- Genre: Crime Drama
- Starring: Allan Hawco; Paul Gross; Eric Johnson; Tori Anderson; Enuka Okuma; Greg Bryk;
- Country of origin: Canada
- Original language: English
- No. of seasons: 1
- No. of episodes: 5

Production
- Executive producers: Allan Hawco Alex Patrick Peter Blackie Rob Blackie Perry Chafe
- Producer: John Vatcher
- Editors: James Patrick; Derm Carberry; Lyly Fortin; Adam Rafuse;
- Production companies: Take the Shot Productions; CBC Television;

Original release
- Network: CBC Television
- Release: February 26, 2018

= Caught (2018 TV series) =

Caught is a Canadian crime drama television series written and produced by Allan Hawco that debuted on CBC Television on February 26, 2018. Based on the 2014 novel by Lisa Moore, Caught is about a drug dealer who, with the help of a corrupt cop, makes a daring jailbreak from a New Brunswick prison in 1978, and travels across the globe to hunt down his drug king-pin ex-partner.

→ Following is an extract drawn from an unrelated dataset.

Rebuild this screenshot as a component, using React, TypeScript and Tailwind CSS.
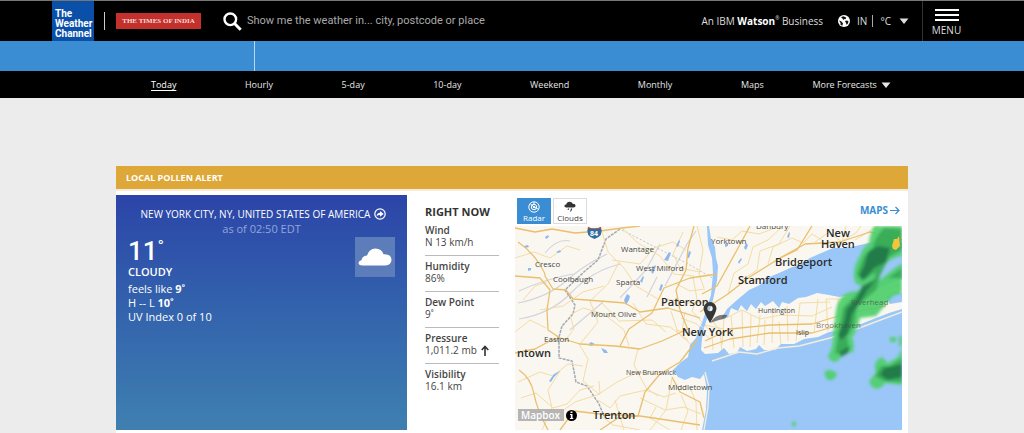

Allan Hawco (Republic of Doyle) was presented with the story by eOne's Tecca Crosby (SVP, Scripted Development) and was eager to take on the project due to its rich story and characters. The series was produced by Take The Shot with CBC in Canada, with distribution handled by eOne.

==Cast==
- Allan Hawco as David Slaney: a drug dealer who escapes from prison in 1978 to undertake another heist
- Paul Gross as Roy Patterson: an alcoholic renegade detective
- Eric Johnson as Brian Hearn: Slaney's former partner in crime
- Tori Anderson as Ada
- Enuka Okuma as KC Williams
- Greg Bryk as Cyril Carter

==Episodes==

| No. | Title | Directed by | Written by | Original release date |
| 1 | "The Break" | T. J. Scott | Perry Chafe, Allan Hawco and John Krizanc | February 26, 2018 |
David Slaney agrees to go undercover and breaks out of prison with the help of rogue detective Roy Patterson in an effort to apprehend Slaney's old partner in crime Brian Hearn.
| 2 | "Old Wounds" | T. J. Scott | Perry Chafe, Allan Hawco and John Krizanc | March 5, 2018 |
Slaney heads to Montreal to pick up money for a drug deal and meets up with an old business acquaintance.
| 3 | "Just Trust Me" | T. J. Scott | Perry Chafe, Allan Hawco and John Krizanc | March 12, 2018 |
Slaney meets up with Hearn in Cancun with Patterson and KC in close pursuit.
| 4 | "Like Old Times" | John Vatcher | Julia Cohen, Allan Hawco and John Krizanc | March 19, 2018 |
Slaney and Hearn get ready to meet a new drug supplier. Hearn asks Ada to spy on Slaney.
| 5 | "Bone Dog" | John Vatcher | Adriana Maggs, Allan Hawco and John Krizanc | March 26, 2018 |
Slaney heads to Colombia with Ada to pick up the money for the drug deal. The DEA and RCMP are closing in.